Leverage Samples for Speaking and Teaching Gigs

Conference organizers ask for “previous talk samples” but really want writing that shows you can string ideas together. Submit a 1,200-word opinion column instead of a slide deck.

The piece doubles as a pre-written keynote script. You get paid twice: once for the article, again for the talk.

Create a Five-Clip Syllabus

Pick articles that map to a workshop module: research, structure, voice, revision, promotion. Upload them to Google Classroom and sell access for $99.

Students feel they’re learning from real-world victories, not textbook theory. Your archive becomes a curriculum you can rerun forever.

Insure Your Career Against Platform Collapse

Medium, Substack, or even your beloved niche blog could vanish overnight. Own your clips by saving clean HTML and CSS to a private GitHub repo.

A decentralized backup means you can rebuild on any platform in hours, not weeks. Portability is the new job security.

Print a “Best Of” Zine

Once a year, curate ten pieces, design a 40-page booklet, and print 100 copies through Blurb. Hand them to editors at conferences.

Tangible artifacts stand out in a sea of QR codes. The $400 print run often lands a $2,000 assignment, plus you keep a shelf trophy.

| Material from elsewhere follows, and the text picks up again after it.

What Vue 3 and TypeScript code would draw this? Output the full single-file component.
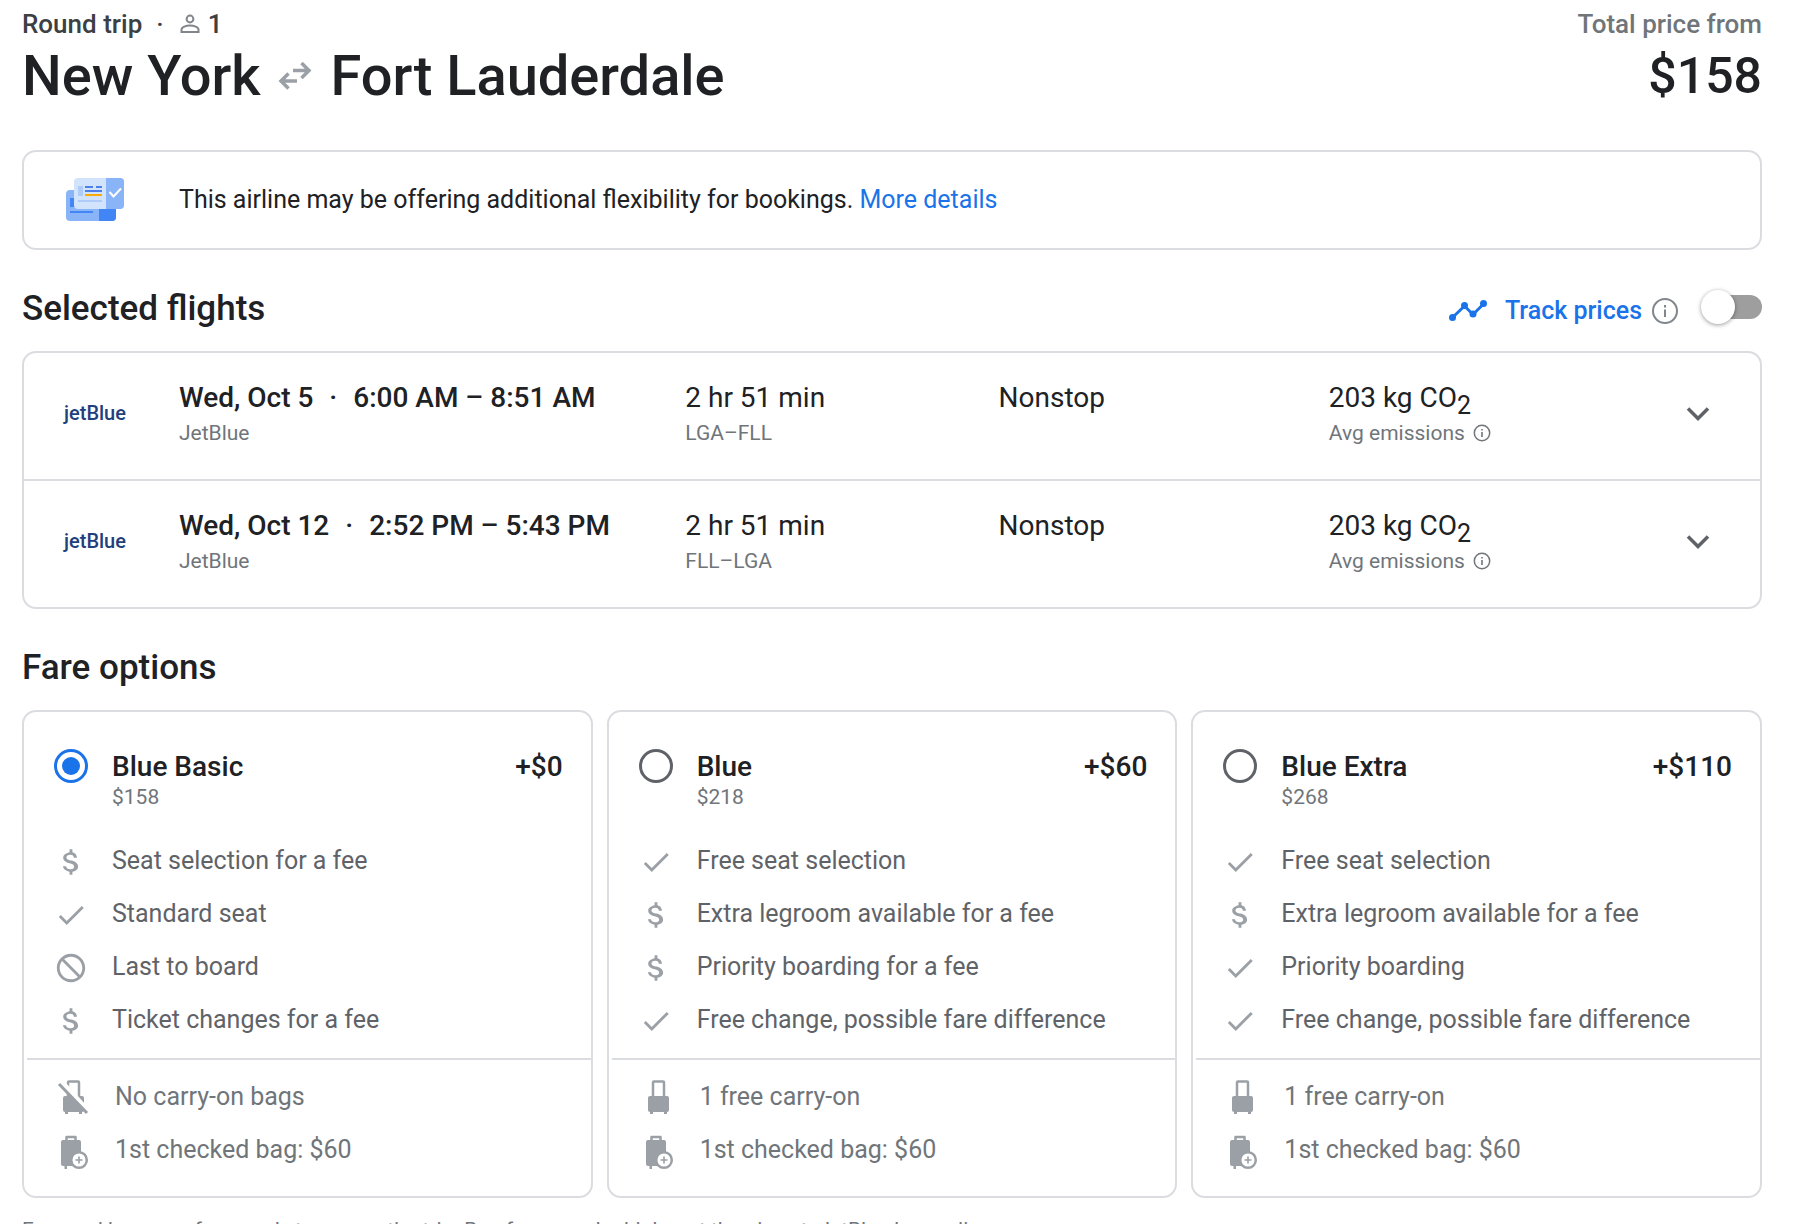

Close the Loop With a Post-Project Sample Ritual

Before you invoice, export the Google Doc version history as PDF. The redlined edits show your collaborative stamina.

Attach this “behind-the-scenes” PDF to your thank-you email. Clients remember the extra transparency and return with bigger budgets.

Tag Emotional Wins, Not Just Metrics

Write a one-sentence note on each clip: “Client cried happy tears at the brand origin section.” These micro-stories feed testimonial requests later.

Metrics impress; emotions close. A spreadsheet row that says “made CMO cry” converts better than any bounce-rate stat.